Is it okay to jump directly to the IRQ handler because IRQ occurs during the SWI_Handler () function operation called through SMC instruction?

Or should I go to IRQ handler after returning to task from SWI_Handler() and becoming IRQ enabled?

Assuming it is the same issue as we are talking on this post, can you try my suggestion there?

is it okay to disable irq before vTaskSwitchContext in SWI_Handler()?
Or I wonder if it is right to disable irq before entering SWI_Handler().

Does it work normally when IRQ is called before setting the LR value stored in the stack in SWI_Handler() to ELR_EL3 and then returns to SWI_handler?

Does it work normally when IRQ is called before setting the LR value stored in the stack in SWI_Handler() to ELR_EL3 and then returns to SWI_handler?

please answer me…^^

I think my previous comment was not correct. Based on my reading so far, on Cortex-A, interrupts are disabled as soon as you take an exception and are not re-enabled unless explicitly enabled.

How did you verify that an IRQ was taken by the core while handling SMC?

The following is from the architecture manual -

When taking an exception to EL3, ELR_EL3 holds the address to return to.

If ELR_EL3 is 0x0, that means exception was taken from address 0x0. Is 0x0 a valid address or somehow control is reaching an invalid address? Also, which interrupt is firing?

Would you please help me understand this question?

Does that mean the interrupt will be disabled automatically when it goes into SWI_Handler() exception??

I checked the sequence by putting a value in a specific debug register of AP.

There are two problems I have encountered.
(1) wrong pxCurrentTCBs[ xCoreID ]
(2) wrong ELR

All of these are problems caused by an interrupt occurring during FreeRTOS_SWI_Handler() operation and jumping to FreeRTOS_IRQ_Handler().

These problems do not occur when it is “configNUMBER_OF_CORES=1”. I wonder why these problems occur when it is “configNUMBER_OF_CORES=2”.

I think so, yes.

And how did you verify that the FreeRTOS_SWI_Handler() was interrupted by IRQ?

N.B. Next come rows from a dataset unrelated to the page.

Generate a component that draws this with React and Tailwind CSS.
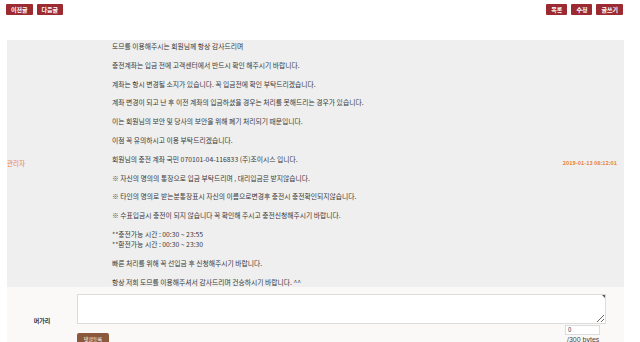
import { useState } from 'react'

const FONT = { fontFamily: '"Noto Sans CJK KR", "Noto Sans", sans-serif' }

const LINES = [
  '도므를 이용해주시는 회원님께 항상 감사드리며',
  '충전계좌는 입금 전에 고객센터에서 반드시 확인 해주시기 바랍니다.',
  '계좌는 항시 변경될 소지가 있습니다. 꼭 입금전에 확인 부탁드리겠습니다.',
  '계좌 변경이 되고 난 후 이전 계좌의 입금하셨을 경우는 처리를 못해드리는 경우가 있습니다.',
  '이는 회원님의 보안 및 당사의 보안을 위해 폐기 처리되기 때문입니다.',
  '이점 꼭 유의하시고 이용 부탁드리겠습니다.',
  '회원님의 충전 계좌 국민 070101-04-116833 (주)조이시스 입니다.',
]

const NOTES = [
  '자신의 명의의 통장으로 입금 부탁드리며 , 대리입금은 받지않습니다.',
  '타인의 명의로 받는분통장표시 자신의 이름으로변경후 충전시 충전확인되지않습니다.',
  '수표입금시 충전이 되지 않습니다 꼭 확인해 주시고 충전신청해주시기 바랍니다.',
]

function RedButton({ children }) {
  return (
    <button className="h-[11px] rounded-[1px] bg-[#9c2a31] px-[5px] text-[6px] leading-[11px] font-bold text-white">
      {children}
    </button>
  )
}

export default function App() {
  const [memo, setMemo] = useState('')

  return (
    <div className="h-[342px] w-[640px] overflow-hidden bg-white text-[#383838]" style={FONT}>
      {/* top nav buttons */}
      <div className="flex justify-between pl-[6px] pr-[17px] pt-[4px]">
        <div className="flex gap-[4px]">
          <RedButton>이전글</RedButton>
          <RedButton>다음글</RedButton>
        </div>
        <div className="flex gap-[4px]">
          <RedButton>목록</RedButton>
          <RedButton>수정</RedButton>
          <RedButton>글쓰기</RedButton>
        </div>
      </div>

      {/* post body */}
      <div className="ml-[7px] mt-[25px] flex h-[247px] w-[617px] bg-[#efefef]">
        <div className="flex w-[105px] items-center text-[6.5px] text-[#e8843f]">관리자</div>
        <div className="flex flex-1 flex-col gap-[8.8px] pt-[1px] text-[6.8px] leading-[10px]">
          {LINES.map((l) => (
            <p key={l} className="h-[10px]">{l}</p>
          ))}
          {NOTES.map((l) => (
            <p key={l} className="h-[10px]">
              <span
                className="text-[#555]"
                style={{ fontFamily: '"Noto Sans CJK JP", "Noto Sans CJK KR", sans-serif' }}
              >
                {'\u203B\uFE0E'}
              </span>{' '}
              {l}
            </p>
          ))}
          <p className="h-[20px]">
            **충전가능 시간 : 00:30 ~ 23:55
            <br />
            **환전가능 시간 : 00:30 ~ 23:30
          </p>
          <p className="h-[10px]">빠른 처리를 위해 꼭 선입금 후 신청해주시기 바랍니다.</p>
          <p className="h-[10px]">항상 저희 도므를 이용해주셔서 감사드리며 건승하시기 바랍니다. ^^</p>
        </div>
        <div className="flex items-center pr-[7px] text-[5.5px] font-bold text-[#e8843f]">
          2019-01-13 08:12:01
        </div>
      </div>

      {/* comment form */}
      <div className="ml-[7px] flex h-[55px] w-[617px] bg-[#faf9f8] pt-[7px]">
        <div className="flex w-[70px] items-center justify-center pt-[4px] text-[6px] font-bold text-[#333]">
          머가리
        </div>
        <div className="flex w-[529px] flex-col">
          <div className="relative">
            <textarea
              value={memo}
              onChange={(e) => setMemo(e.target.value)}
              className="block h-[30px] w-[529px] resize border border-[#dcdcdc] bg-white outline-none"
            />
            <svg className="absolute right-[1px] top-[1px]" width="3" height="3" viewBox="0 0 3 3">
              <path d="M0 0H3V3Z" fill="#555" />
            </svg>
          </div>
          <div className="flex justify-between">
            <button className="mt-[9px] h-[12px] w-[32px] rounded-[2px] bg-[#8b5a3c] text-[5px] leading-[12px] text-white">
              댓글등록
            </button>
            <div className="mr-[6px] flex w-[35px] flex-col">
              <div className="mt-[1px] h-[10px] border border-[#dcdcdc] bg-white pl-[2px] text-[6px] leading-[8px] text-[#333]">
                {memo.length}
              </div>
              <div
                className="mt-[1px] pl-[2px] text-[7px] leading-[8px] text-[#444]"
                style={{ fontFamily: '"Liberation Sans", Arial, sans-serif' }}
              >
                /300 bytes
              </div>
            </div>
          </div>
        </div>
      </div>
    </div>
  )
}
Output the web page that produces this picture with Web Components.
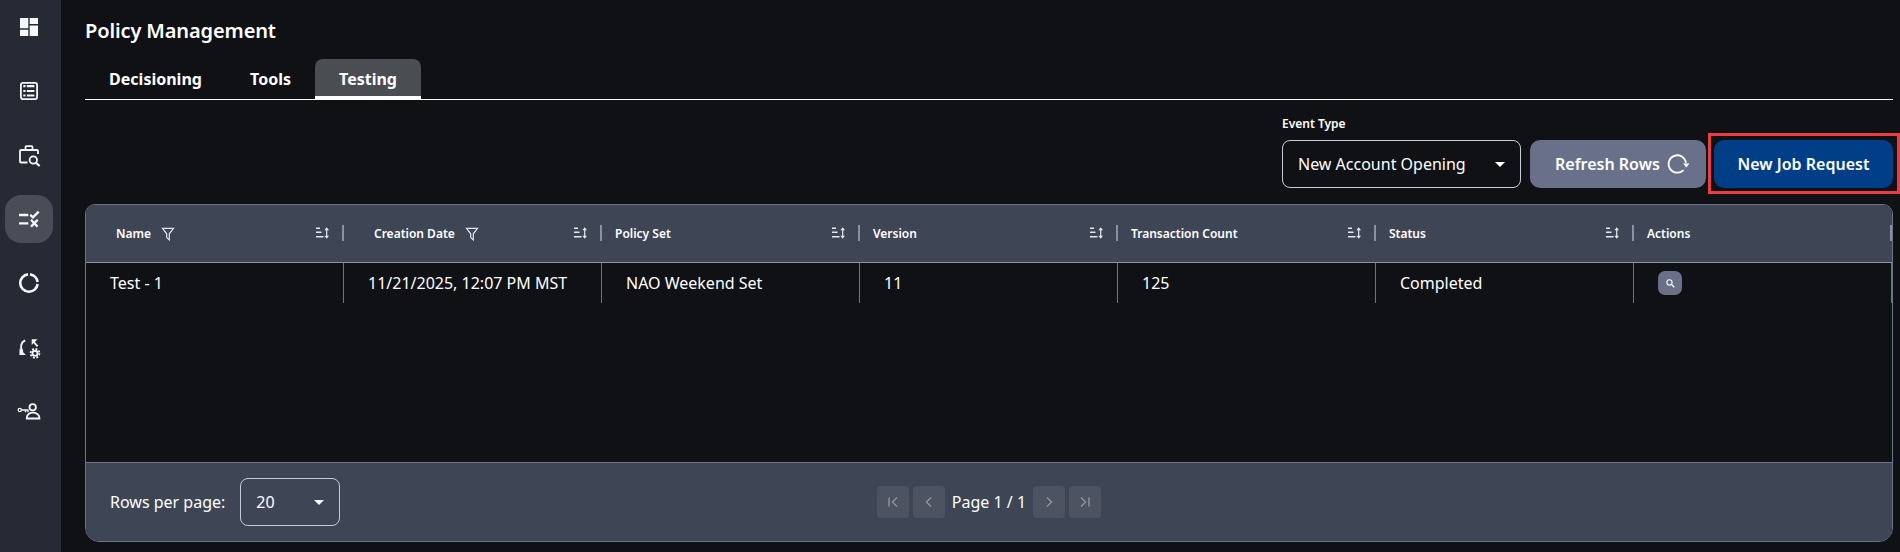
<!DOCTYPE html>
<html>
<head>
<meta charset="utf-8">
<title>Policy Management</title>
<style>
    html, body { margin: 0; height: 100%; background: #0f1115; overflow: hidden; }
    body { font-family: "Noto Sans", sans-serif; color: #fff; }
</style>
</head>
<body>
<app-shell>
    <side-nav slot="nav"></side-nav>
    <page-title>Policy Management</page-title>
    <tab-bar></tab-bar>
    <job-toolbar></job-toolbar>
    <jobs-table></jobs-table>
</app-shell>

<script>
const ICONS = {
    dashboard: '<path fill="currentColor" d="M3 3h8.300v10.300H3zM12.700 3H21v6H12.700zM12.700 10.400H21V21H12.700zM3 14.700h8.300V21H3z"/>',
    list: '<rect x="3.900" y="3.900" width="16.200" height="16.200" rx="2" fill="none" stroke="currentColor" stroke-width="1.800"/><path fill="currentColor" d="M6.300 6h2.200v2.200H6.300zM9.800 6h7.600v2.200H9.800zM6.300 10.900h2.200v2.200H6.300zM9.800 10.900h7.600v2.200H9.800zM6.300 15.400h2.200v2.200H6.300zM9.800 15.400h7.600v2.200H9.800z"/>',
    caseSearch: '<path fill="none" stroke="currentColor" stroke-width="1.800" d="M10.500 19.500H4a1 1 0 0 1-1-1V8a1 1 0 0 1 1-1h16a1 1 0 0 1 1 1v3M8.500 7V4.200a1 1 0 0 1 1-1h5a1 1 0 0 1 1 1V7"/><circle cx="16.300" cy="17" r="3.700" fill="none" stroke="currentColor" stroke-width="1.800"/><path stroke="currentColor" stroke-width="2.200" d="M19 19.700l3.600 3.300"/>',
    rules: '<path fill="none" stroke="currentColor" stroke-width="2.300" d="M2 8h9.300M2 16.300h9.300M13.300 7.800l2.700 2.500L21.700 4.600M14 12.800l6.500 6.800M20.700 12.800L14 19.600"/>',
    donut: '<path fill="none" stroke="currentColor" stroke-width="2.600" d="M11 3.400a8.700 8.700 0 1 0 9.600 9.600M13 3.400a8.700 8.700 0 0 1 7.600 7.600"/>',
    cycle: '<path fill="none" stroke="currentColor" stroke-width="1.900" d="M8.200 5.300C4 7 2.600 12.600 5.600 16.800M16 6l4.600 5.300"/><path fill="currentColor" d="M2.500 13.500V20H9zM14.700 4.300h5.800L14.700 10z"/><circle cx="18" cy="18.300" r="2.600" fill="none" stroke="currentColor" stroke-width="1.900"/><circle cx="18" cy="18.300" r="4.500" fill="none" stroke="currentColor" stroke-width="1.700" stroke-dasharray="1.900 1.630"/>',
    keyUser: '<circle cx="15.700" cy="8.300" r="3.200" fill="none" stroke="currentColor" stroke-width="1.800"/><path fill="none" stroke="currentColor" stroke-width="1.800" d="M9.800 19.500v-1c0-3 3-4.800 6-4.800s6.600 1.800 6.600 4.800v1z"/><circle cx="2.800" cy="11" r="1.600" fill="none" stroke="currentColor" stroke-width="1.300"/><path fill="none" stroke="currentColor" stroke-width="1.400" d="M4.400 11h7M8.500 11v2.300M11 11v2.300"/>',
    refresh: '<path fill="none" stroke="currentColor" stroke-width="1.800" d="M19.900 10.800A8.700 8.700 0 1 0 17.500 18.100"/><path fill="currentColor" d="M23.500 11.500H17l3.300 4z"/>',
    filter: '<path fill="none" stroke="currentColor" stroke-width="1.200" d="M2.600 2.400h10.800L9.300 7.800V14L6.700 11.600V7.800z"/>',
    sort: '<path fill="currentColor" d="M1 2.600h4v1.400H1zM1 6.600h5.500V8H1zM1 11h7.500v1.400H1z"/><path fill="currentColor" d="M11.700 2.200l2.300 3h-1.700v5.600H14l-2.300 3-2.300-3h1.700V5.200H9.400z"/>',
    search: '<circle cx="6.500" cy="6.500" r="3.800" fill="none" stroke="currentColor" stroke-width="1.500"/><path stroke="currentColor" stroke-width="1.800" d="M9.500 9.500l4 4"/>',
    first: '<path fill="none" stroke="currentColor" stroke-width="1.500" d="M4 3.500v9M12 3.500L7.500 8l4.500 4.500"/>',
    prev: '<path fill="none" stroke="currentColor" stroke-width="1.500" d="M10 3.500L5.500 8l4.500 4.500"/>',
    next: '<path fill="none" stroke="currentColor" stroke-width="1.500" d="M6 3.500L10.500 8 6 12.500"/>',
    last: '<path fill="none" stroke="currentColor" stroke-width="1.500" d="M4 3.500L8.500 8 4 12.500M12 3.500v9"/>'
}

const svg = (name, size, box = 24) =>
    `<svg width="${size}" height="${size}" viewBox="0 0 ${box} ${box}" aria-hidden="true">${ICONS[name]}</svg>`

class BaseElement extends HTMLElement {
    constructor() {
        super()
        this.attachShadow({mode: 'open'})
        const template = document.createElement('template')
        template.innerHTML = this.getTemplate()
        this.shadowRoot.appendChild(template.content.cloneNode(true))
    }
}

class AppShell extends BaseElement {
    getTemplate() {
        return `
            <style>
                :host { display: grid; grid-template-columns: 61px 1fr; height: 552px; }
                main { display: flex; flex-direction: column; padding: 0 7px 0 24px; min-width: 0; }
            </style>
            <slot name="nav"></slot>
            <main><slot></slot></main>
        `
    }
}

class SideNav extends BaseElement {
    getTemplate() {
        const items = ['dashboard', 'list', 'caseSearch', 'rules', 'donut', 'cycle', 'keyUser']
        return `
            <style>
                :host { display: flex; flex-direction: column; align-items: flex-start; gap: 16px; padding: 3px 0 0 5px; background: #252a35; height: 552px; box-sizing: border-box; }
                div { width: 48px; height: 48px; border-radius: 16px; display: flex; align-items: center; justify-content: center; color: #f5f7fc; }
                .active { background: #4a4d57; }
            </style>
            ${items.map(i => `<div class="${i === 'rules' ? 'active' : ''}">${svg(i, 24)}</div>`).join('')}
        `
    }
}

class PageTitle extends BaseElement {
    getTemplate() {
        return `
            <style>
                :host { display: block; padding-top: 17px; height: 42px; font-size: 20px; line-height: 27px; font-weight: 600; letter-spacing: -0.12px; color: #fff; }
            </style>
            <slot></slot>
        `
    }
}

class TabBar extends BaseElement {
    getTemplate() {
        return `
            <style>
                :host { display: flex; height: 41px; box-sizing: border-box; border-bottom: 1px solid #fff; font-size: 16px; font-weight: 700; }
                div { display: flex; align-items: center; justify-content: center; height: 40px; box-sizing: border-box; border-top-left-radius: 8px; border-top-right-radius: 8px; }
                .active { background: #4a4d52; border-bottom: 3px solid #fff; width: 106px; padding-top: 3px; }
            </style>
            <div style="width:141px">Decisioning</div>
            <div style="width:89px">Tools</div>
            <div class="active">Testing</div>
        `
    }
}

class DropSelect extends BaseElement {
    static get observedAttributes() {
        return ['value']
    }

    getTemplate() {
        return `
            <style>
                :host { display: flex; align-items: center; justify-content: space-between; height: 48px; box-sizing: border-box; padding: 0 15px 0 15px; border: 1px solid #c5cbdb; border-radius: 8px; font-size: 16px; color: #fff; }
                i { width: 0; height: 0; border-left: 5px solid transparent; border-right: 5px solid transparent; border-top: 5px solid #fff; }
            </style>
            <span id="val"></span><i></i>
        `
    }

    attributeChangedCallback(name, oldValue, newValue) {
        this.shadowRoot.querySelector('#val').textContent = newValue
    }
}

class JobToolbar extends BaseElement {
    getTemplate() {
        return `
            <style>
                :host { display: flex; justify-content: flex-end; align-items: flex-end; gap: 9px; height: 104px; padding-bottom: 16px; box-sizing: border-box; }
                label { display: block; font-size: 12px; line-height: 16px; font-weight: 600; margin-bottom: 8px; }
                drop-select { width: 239px; }
                button { height: 48px; border: 0; border-radius: 10px; color: #fff; font: 600 16px "Noto Sans", sans-serif; display: flex; align-items: center; padding: 0; }
                .refresh { width: 176px; background: #69718a; padding-left: 25px; gap: 6px; }
                .new { width: 179px; background: #003f87; justify-content: center; }
                .mark { position: relative; display: flex; margin-left: -1px; }
                .mark::after { content: ""; position: absolute; left: -6px; right: -7px; top: -7px; bottom: -6px; border: 3px solid #ee3d42; pointer-events: none; }
            </style>
            <div>
                <label>Event Type</label>
                <drop-select value="New Account Opening"></drop-select>
            </div>
            <button class="refresh">Refresh Rows ${svg('refresh', 24)}</button>
            <div class="mark"><button class="new">New Job Request</button></div>
        `
    }
}

class PagerControls extends BaseElement {
    getTemplate() {
        return `
            <style>
                :host { display: flex; align-items: center; gap: 4px; font-size: 16px; color: #fff; }
                div { width: 32px; height: 32px; border-radius: 4px; background: #4d5361; color: #8d929e; display: flex; align-items: center; justify-content: center; }
                span { padding: 0 3px; }
            </style>
            <div>${svg('first', 16, 16)}</div>
            <div>${svg('prev', 16, 16)}</div>
            <span>Page 1 / 1</span>
            <div>${svg('next', 16, 16)}</div>
            <div>${svg('last', 16, 16)}</div>
        `
    }
}

class JobsTable extends BaseElement {
    getTemplate() {
        const columns = [
            {name: 'Name', filter: true, sort: true, cell: 'Test - 1'},
            {name: 'Creation Date', filter: true, sort: true, cell: '11/21/2025, 12:07 PM MST'},
            {name: 'Policy Set', sort: true, cell: 'NAO Weekend Set'},
            {name: 'Version', sort: true, cell: '11'},
            {name: 'Transaction Count', sort: true, cell: '125'},
            {name: 'Status', sort: true, cell: 'Completed'},
            {name: 'Actions', action: true}
        ]

        const head = columns.map(c => `
            <div class="th ${c.filter ? 'wide' : ''}">
                <span>${c.name}</span>
                ${c.filter ? `<b class="filter">${svg('filter', 16, 16)}</b>` : ''}
                ${c.sort ? `<b class="sort">${svg('sort', 16, 16)}</b>` : ''}
                <em></em>
            </div>`).join('')

        const row = columns.map(c => c.action
            ? `<div class="td"><a>${svg('search', 11, 16)}</a></div>`
            : `<div class="td">${c.cell}</div>`).join('')

        return `
            <style>
                :host { display: flex; flex-direction: column; height: 338px; box-sizing: border-box; border: 1px solid #6b7489; border-radius: 10px 10px 14px 14px; overflow: hidden; }
                .head, .row { display: grid; grid-template-columns: repeat(7, 1fr); }
                .head { height: 58px; background: #3e4555; border-bottom: 1px solid #8b92a6; box-sizing: border-box; font-size: 12px; font-weight: 600; }
                .th { display: flex; align-items: center; gap: 9px; padding-left: 13px; position: relative; }
                .th.wide { padding-left: 30px; }
                .th em { position: absolute; right: 0; top: 20px; width: 2px; height: 16px; background: #8b92a6; }
                .th b { display: flex; font-weight: inherit; color: #e6e8ee; }
                .th .sort { position: absolute; right: 13px; top: 20px; }
                .body { flex: 1; background: #0f1115; }
                .row { height: 40px; font-size: 16px; }
                .td { display: flex; align-items: center; padding-left: 24px; border-right: 1px solid #6b7489; }
                .td a { width: 24px; height: 24px; border-radius: 7px; background: #69718a; color: #fff; display: flex; align-items: center; justify-content: center; }
                .foot { height: 79px; box-sizing: border-box; background: #3e4555; border-top: 1px solid #6b7489; display: grid; grid-template-columns: 1fr auto 1fr; align-items: center; padding: 0 24px; font-size: 16px; }
                .left { display: flex; align-items: center; gap: 15px; }
                drop-select { width: 100px; }
            </style>
            <div class="head">${head}</div>
            <div class="body"><div class="row">${row}</div></div>
            <div class="foot">
                <div class="left"><span>Rows per page:</span><drop-select value="20"></drop-select></div>
                <pager-controls></pager-controls>
                <div></div>
            </div>
        `
    }
}

window.customElements.define('drop-select', DropSelect)
window.customElements.define('pager-controls', PagerControls)
window.customElements.define('app-shell', AppShell)
window.customElements.define('side-nav', SideNav)
window.customElements.define('page-title', PageTitle)
window.customElements.define('tab-bar', TabBar)
window.customElements.define('job-toolbar', JobToolbar)
window.customElements.define('jobs-table', JobsTable)
</script>
</body>
</html>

It is hard to make a guess. Do you want to have a debug session to debug this together? If yes, please drop me a DM.

When the processor takes an exception to AArch64 execution state, all of the PSTATE interrupt
masks is set automatically. This means that further exceptions are disabled. If software is to
support nested exceptions, for example, to allow a higher priority interrupt to interrupt the
handling of a lower priority source, then software needs to explicitly re-enable interrupts.

Your statement is right.
I misdefined the portCLEAR_INTERRUPT_MASK in portMacro.h
I think it was a problem because IRQ was enabled unconditionally.
the problem was solved by defining portCLEAR_INTERRUPT_MASK as portRESTORE_INTERRUPTS.
Thank you for your help.

Thank you for sharing your solution.